→ **DO THIS**
Take every line from the listing below that includes "TypeScript" and copy it.

→ **AVAILABLE DATA**
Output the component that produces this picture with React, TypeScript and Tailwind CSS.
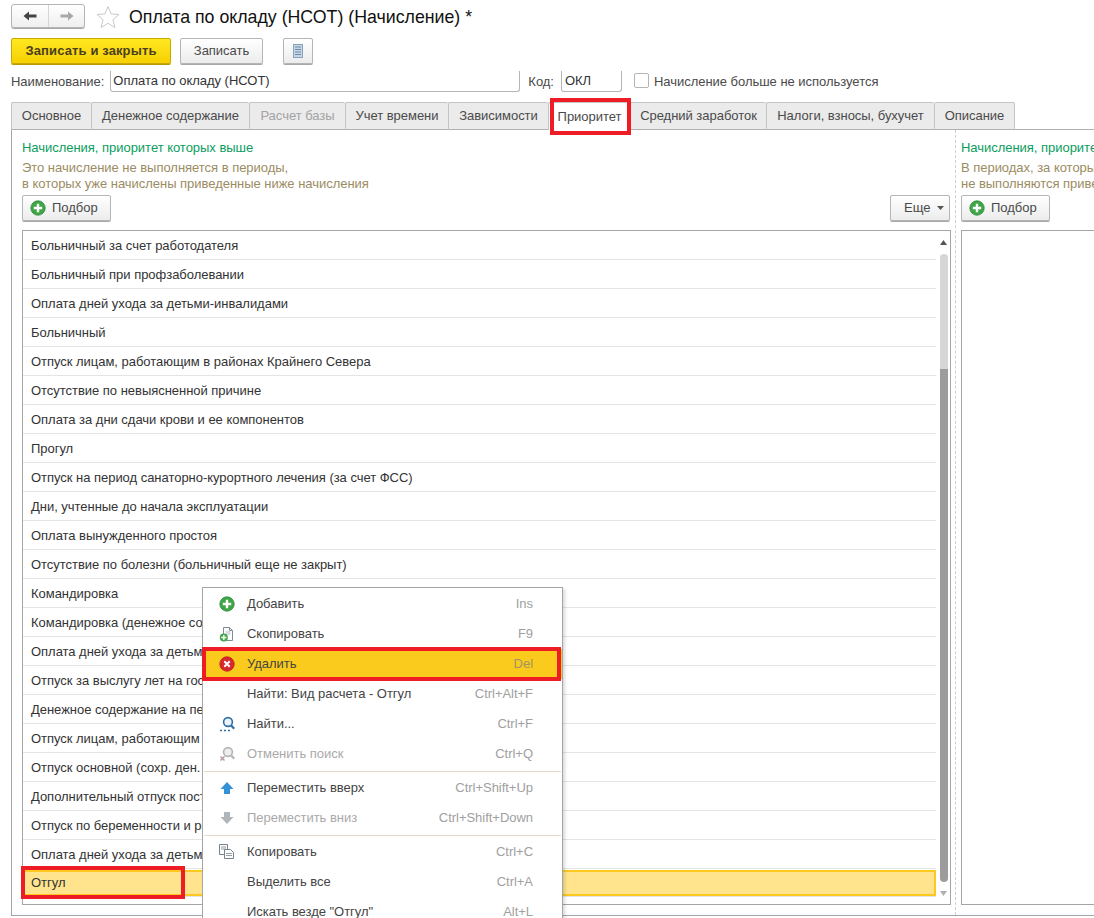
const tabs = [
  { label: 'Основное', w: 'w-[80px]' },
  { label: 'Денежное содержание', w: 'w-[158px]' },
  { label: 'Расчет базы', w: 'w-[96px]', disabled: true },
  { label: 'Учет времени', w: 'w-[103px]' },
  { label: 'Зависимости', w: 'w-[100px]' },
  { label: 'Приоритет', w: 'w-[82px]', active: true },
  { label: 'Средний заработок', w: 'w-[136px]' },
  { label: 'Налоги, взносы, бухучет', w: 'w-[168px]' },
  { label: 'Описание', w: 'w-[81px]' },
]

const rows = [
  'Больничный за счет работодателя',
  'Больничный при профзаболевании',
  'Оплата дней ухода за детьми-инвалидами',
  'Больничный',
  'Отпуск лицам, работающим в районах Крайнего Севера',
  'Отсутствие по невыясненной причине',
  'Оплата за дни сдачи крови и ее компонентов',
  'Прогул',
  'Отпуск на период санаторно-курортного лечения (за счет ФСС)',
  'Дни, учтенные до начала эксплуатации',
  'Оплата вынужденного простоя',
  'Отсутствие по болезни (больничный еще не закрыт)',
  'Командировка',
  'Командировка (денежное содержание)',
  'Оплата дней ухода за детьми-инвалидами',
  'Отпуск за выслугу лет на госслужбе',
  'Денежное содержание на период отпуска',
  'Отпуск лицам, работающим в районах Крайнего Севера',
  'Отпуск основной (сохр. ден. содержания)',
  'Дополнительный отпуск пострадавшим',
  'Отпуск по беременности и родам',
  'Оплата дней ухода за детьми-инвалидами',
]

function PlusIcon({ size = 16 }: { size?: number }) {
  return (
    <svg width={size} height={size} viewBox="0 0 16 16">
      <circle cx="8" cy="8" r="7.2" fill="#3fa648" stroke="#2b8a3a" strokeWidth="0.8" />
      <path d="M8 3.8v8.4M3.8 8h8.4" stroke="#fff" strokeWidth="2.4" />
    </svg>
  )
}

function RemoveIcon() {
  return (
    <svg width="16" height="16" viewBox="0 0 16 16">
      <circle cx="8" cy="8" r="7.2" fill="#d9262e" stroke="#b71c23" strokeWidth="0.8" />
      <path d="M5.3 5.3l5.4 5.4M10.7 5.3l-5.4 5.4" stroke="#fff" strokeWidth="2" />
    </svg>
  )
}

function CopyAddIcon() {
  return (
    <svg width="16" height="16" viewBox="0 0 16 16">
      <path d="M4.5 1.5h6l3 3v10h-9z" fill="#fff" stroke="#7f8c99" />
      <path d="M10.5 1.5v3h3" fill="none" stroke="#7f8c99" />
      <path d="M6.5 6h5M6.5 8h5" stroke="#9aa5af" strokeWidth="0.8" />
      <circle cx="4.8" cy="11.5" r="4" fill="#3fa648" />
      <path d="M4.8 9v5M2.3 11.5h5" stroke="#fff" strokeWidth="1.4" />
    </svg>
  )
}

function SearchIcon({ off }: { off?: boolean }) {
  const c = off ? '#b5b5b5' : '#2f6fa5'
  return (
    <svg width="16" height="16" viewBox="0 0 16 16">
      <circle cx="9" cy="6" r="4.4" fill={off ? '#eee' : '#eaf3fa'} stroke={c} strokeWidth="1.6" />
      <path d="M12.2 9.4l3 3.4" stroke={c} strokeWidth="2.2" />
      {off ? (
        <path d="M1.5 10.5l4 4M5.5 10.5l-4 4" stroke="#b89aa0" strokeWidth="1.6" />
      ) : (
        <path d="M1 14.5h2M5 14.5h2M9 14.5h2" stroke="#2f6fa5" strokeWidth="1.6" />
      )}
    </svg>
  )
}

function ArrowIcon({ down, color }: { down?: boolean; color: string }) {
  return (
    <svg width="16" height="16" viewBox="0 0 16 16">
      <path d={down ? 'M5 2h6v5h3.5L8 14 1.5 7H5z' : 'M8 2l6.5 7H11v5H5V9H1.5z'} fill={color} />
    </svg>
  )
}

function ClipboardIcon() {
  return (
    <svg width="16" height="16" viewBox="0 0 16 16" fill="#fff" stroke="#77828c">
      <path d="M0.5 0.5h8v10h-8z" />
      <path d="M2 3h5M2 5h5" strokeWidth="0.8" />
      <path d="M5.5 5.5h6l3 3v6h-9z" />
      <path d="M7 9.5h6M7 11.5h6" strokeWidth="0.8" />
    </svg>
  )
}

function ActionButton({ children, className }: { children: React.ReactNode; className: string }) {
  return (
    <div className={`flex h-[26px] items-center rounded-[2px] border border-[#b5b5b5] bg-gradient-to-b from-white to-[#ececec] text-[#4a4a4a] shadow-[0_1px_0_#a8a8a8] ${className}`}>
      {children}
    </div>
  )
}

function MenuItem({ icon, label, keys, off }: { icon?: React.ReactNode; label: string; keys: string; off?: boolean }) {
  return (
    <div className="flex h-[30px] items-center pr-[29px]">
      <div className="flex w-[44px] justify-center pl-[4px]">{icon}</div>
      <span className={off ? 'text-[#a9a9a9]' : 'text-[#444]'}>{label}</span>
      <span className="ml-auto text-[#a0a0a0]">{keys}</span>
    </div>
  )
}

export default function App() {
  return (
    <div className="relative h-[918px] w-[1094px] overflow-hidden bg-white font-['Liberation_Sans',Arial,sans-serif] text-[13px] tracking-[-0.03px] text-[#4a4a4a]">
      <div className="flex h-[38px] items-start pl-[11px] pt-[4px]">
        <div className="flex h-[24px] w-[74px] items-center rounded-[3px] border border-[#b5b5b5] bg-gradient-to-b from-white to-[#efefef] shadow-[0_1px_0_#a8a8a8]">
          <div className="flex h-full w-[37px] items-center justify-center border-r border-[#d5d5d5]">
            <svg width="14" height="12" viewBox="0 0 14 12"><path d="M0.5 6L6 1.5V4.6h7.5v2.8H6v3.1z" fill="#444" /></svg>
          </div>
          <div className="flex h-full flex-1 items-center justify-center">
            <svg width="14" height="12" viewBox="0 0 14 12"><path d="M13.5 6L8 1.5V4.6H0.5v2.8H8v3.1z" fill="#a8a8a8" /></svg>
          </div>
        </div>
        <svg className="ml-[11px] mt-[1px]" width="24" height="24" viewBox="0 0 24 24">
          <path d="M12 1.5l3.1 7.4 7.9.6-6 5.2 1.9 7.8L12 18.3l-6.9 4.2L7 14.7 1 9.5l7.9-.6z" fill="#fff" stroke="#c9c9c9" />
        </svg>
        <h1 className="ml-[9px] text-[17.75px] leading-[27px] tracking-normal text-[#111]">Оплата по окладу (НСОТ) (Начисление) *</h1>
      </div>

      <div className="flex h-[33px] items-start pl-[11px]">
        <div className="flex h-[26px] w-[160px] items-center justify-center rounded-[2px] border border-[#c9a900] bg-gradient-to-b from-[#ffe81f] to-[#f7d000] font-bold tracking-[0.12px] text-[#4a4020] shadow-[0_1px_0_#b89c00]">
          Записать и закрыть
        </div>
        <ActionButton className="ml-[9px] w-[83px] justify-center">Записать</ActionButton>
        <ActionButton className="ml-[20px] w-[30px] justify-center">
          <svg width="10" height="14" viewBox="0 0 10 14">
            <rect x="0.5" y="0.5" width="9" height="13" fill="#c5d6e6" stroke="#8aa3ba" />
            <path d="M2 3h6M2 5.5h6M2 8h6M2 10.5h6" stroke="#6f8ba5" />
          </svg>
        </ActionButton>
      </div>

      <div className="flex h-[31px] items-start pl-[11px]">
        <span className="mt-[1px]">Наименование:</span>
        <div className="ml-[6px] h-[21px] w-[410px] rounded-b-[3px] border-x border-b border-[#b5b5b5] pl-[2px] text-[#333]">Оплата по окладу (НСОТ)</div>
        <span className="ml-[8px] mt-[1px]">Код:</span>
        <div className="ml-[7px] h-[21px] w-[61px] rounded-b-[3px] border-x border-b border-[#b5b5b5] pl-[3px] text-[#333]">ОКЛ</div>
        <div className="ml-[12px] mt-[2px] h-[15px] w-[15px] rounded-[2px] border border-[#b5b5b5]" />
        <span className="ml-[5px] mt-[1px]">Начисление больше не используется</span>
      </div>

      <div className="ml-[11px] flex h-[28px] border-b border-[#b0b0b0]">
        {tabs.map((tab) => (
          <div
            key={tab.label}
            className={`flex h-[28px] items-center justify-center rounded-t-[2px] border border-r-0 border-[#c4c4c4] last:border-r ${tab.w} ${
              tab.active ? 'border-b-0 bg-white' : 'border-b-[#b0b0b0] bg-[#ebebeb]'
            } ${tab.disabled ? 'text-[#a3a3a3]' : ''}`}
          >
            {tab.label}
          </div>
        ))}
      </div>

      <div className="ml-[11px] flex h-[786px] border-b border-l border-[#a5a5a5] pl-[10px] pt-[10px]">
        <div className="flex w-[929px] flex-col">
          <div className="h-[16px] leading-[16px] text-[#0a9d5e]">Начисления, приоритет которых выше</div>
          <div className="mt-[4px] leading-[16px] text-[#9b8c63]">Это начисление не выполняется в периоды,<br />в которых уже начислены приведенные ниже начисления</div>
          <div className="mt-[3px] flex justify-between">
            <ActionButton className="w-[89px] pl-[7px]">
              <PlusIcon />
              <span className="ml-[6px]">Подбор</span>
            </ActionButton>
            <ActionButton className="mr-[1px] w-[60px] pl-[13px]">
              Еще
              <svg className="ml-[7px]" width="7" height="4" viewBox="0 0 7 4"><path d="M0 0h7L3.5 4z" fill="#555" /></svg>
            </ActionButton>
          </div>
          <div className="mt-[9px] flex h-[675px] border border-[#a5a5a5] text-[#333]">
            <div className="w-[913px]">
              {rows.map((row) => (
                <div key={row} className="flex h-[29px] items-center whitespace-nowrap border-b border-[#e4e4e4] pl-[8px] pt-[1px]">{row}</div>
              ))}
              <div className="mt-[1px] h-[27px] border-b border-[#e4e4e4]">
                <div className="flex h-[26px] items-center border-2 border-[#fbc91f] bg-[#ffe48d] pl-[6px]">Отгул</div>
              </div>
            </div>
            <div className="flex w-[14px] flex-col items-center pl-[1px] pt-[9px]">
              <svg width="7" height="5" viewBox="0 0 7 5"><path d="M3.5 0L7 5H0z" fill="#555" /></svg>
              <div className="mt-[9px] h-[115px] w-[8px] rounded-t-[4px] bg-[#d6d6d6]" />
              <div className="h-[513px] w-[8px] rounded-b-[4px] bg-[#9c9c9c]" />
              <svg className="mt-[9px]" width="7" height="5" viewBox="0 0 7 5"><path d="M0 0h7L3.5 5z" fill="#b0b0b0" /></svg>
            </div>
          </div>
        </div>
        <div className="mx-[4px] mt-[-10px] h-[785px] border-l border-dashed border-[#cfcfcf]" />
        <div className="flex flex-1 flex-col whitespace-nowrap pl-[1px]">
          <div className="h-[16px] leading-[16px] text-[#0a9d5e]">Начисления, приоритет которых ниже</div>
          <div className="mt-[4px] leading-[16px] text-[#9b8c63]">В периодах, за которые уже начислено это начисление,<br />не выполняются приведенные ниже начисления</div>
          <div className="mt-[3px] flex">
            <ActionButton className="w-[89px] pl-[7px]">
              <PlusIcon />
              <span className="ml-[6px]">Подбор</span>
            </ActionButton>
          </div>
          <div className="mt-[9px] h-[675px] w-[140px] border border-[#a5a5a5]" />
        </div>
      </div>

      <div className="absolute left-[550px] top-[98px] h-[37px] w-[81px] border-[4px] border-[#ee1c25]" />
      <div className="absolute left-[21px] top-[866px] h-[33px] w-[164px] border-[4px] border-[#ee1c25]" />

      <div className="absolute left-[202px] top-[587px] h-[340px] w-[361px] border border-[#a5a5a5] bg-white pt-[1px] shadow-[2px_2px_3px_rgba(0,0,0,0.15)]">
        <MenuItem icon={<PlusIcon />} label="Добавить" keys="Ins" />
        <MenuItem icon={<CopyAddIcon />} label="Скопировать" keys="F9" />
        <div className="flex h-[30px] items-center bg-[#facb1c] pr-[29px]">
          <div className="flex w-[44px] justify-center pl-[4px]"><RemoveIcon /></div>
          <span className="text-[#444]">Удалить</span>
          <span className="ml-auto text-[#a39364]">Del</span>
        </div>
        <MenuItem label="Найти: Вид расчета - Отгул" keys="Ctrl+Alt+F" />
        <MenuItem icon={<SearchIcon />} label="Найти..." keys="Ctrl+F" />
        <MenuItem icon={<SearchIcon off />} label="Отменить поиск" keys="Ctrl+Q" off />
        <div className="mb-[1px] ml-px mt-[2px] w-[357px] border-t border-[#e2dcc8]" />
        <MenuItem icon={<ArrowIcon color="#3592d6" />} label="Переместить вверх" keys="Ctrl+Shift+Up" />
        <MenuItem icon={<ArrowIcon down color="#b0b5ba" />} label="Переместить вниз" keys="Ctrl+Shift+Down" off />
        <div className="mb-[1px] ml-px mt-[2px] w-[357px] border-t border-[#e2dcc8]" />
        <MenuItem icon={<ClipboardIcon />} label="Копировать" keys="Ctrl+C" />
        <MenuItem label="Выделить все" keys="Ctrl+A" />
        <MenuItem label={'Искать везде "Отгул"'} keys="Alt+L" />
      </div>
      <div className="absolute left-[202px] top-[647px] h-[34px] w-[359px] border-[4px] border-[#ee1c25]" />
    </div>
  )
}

==

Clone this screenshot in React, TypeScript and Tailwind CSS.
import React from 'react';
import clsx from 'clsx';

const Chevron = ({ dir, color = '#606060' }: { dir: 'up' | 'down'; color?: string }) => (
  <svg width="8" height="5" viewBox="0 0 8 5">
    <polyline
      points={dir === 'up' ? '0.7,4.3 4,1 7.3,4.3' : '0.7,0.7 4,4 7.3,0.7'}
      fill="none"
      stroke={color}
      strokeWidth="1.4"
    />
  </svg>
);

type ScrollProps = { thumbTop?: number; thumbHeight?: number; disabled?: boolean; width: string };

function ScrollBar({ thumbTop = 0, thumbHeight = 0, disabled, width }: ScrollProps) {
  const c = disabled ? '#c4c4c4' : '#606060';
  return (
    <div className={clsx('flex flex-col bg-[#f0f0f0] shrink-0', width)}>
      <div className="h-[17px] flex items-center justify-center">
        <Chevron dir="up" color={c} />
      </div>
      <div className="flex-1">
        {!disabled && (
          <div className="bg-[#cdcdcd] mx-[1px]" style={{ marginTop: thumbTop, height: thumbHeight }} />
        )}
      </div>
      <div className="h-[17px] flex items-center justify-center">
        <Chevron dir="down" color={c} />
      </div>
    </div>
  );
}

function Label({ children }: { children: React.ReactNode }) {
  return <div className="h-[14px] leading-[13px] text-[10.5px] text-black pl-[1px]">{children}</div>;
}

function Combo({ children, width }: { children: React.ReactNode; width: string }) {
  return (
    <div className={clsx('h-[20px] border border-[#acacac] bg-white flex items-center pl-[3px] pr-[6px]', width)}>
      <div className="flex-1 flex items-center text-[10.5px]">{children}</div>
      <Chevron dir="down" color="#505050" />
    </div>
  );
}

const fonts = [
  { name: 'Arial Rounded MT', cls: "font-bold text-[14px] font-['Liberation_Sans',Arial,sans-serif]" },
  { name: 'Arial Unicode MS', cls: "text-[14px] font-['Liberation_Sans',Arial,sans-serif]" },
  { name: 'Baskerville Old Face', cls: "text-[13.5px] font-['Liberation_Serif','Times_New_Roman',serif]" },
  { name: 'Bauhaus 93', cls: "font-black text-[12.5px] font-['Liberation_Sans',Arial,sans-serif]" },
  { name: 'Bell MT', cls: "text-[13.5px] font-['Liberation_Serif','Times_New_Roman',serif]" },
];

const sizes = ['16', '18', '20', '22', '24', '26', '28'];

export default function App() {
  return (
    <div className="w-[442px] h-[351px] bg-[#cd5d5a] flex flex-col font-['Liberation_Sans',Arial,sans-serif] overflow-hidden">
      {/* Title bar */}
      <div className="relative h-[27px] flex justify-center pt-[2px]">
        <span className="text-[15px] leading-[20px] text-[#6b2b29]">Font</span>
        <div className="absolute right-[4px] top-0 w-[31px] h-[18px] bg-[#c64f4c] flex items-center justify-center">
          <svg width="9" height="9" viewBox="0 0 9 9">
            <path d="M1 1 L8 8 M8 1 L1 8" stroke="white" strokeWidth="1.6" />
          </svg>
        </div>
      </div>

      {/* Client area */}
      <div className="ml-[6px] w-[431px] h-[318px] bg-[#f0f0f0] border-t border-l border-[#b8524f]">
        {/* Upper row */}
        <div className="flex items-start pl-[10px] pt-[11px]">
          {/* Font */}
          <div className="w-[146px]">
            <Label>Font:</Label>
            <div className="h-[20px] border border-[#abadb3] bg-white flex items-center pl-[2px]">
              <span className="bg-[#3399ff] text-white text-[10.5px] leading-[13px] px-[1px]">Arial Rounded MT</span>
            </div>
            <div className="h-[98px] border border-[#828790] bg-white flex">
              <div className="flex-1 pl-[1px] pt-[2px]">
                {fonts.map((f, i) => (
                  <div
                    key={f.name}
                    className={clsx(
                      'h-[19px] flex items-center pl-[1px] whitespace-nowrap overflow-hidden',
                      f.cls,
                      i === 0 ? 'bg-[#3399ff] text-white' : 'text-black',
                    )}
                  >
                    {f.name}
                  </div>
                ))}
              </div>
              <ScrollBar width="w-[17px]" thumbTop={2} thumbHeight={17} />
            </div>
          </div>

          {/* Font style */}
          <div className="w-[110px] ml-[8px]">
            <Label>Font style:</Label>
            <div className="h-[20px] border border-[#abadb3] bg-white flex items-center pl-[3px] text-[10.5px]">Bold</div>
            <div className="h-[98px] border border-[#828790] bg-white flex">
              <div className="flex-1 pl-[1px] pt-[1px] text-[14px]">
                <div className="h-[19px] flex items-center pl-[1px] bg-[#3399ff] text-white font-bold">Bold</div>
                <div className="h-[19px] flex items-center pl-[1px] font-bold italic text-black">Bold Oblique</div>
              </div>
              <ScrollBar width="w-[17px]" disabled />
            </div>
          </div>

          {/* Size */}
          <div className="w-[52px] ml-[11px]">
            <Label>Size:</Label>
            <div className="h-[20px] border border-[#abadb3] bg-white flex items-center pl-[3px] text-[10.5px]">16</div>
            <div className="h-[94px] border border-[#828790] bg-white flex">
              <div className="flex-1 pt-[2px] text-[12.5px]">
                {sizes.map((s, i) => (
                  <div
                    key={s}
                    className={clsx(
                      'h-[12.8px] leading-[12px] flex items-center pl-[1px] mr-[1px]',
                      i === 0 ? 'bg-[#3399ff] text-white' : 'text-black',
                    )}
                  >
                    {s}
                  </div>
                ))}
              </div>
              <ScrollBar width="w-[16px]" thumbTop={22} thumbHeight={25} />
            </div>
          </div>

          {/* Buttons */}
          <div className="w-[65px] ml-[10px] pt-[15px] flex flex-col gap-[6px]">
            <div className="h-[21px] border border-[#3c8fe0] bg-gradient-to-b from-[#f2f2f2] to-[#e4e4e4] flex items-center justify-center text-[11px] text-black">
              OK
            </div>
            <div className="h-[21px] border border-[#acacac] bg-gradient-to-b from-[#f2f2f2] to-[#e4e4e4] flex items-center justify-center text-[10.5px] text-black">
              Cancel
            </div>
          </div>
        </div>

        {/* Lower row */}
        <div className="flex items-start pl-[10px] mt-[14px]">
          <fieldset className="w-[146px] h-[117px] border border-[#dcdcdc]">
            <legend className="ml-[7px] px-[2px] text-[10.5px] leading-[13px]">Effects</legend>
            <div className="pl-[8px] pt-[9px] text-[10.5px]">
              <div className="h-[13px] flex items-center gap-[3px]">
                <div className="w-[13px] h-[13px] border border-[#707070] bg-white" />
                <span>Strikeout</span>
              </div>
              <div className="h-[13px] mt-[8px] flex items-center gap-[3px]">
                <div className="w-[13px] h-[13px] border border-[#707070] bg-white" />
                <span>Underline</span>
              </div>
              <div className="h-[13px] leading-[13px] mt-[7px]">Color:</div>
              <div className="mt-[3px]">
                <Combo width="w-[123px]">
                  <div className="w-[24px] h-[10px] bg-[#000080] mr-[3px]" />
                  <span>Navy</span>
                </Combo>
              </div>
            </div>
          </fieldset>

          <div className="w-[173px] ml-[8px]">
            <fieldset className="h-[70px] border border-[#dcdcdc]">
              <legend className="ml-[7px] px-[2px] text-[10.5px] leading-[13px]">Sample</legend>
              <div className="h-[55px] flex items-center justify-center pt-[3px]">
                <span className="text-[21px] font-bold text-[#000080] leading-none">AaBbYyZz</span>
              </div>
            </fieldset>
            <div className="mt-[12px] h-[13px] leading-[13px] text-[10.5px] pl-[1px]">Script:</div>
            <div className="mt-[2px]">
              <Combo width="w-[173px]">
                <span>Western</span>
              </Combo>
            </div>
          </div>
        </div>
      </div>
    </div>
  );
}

→ **TASK RESPONSE**
Output the component that produces this picture with React, TypeScript and Tailwind CSS.
Clone this screenshot in React, TypeScript and Tailwind CSS.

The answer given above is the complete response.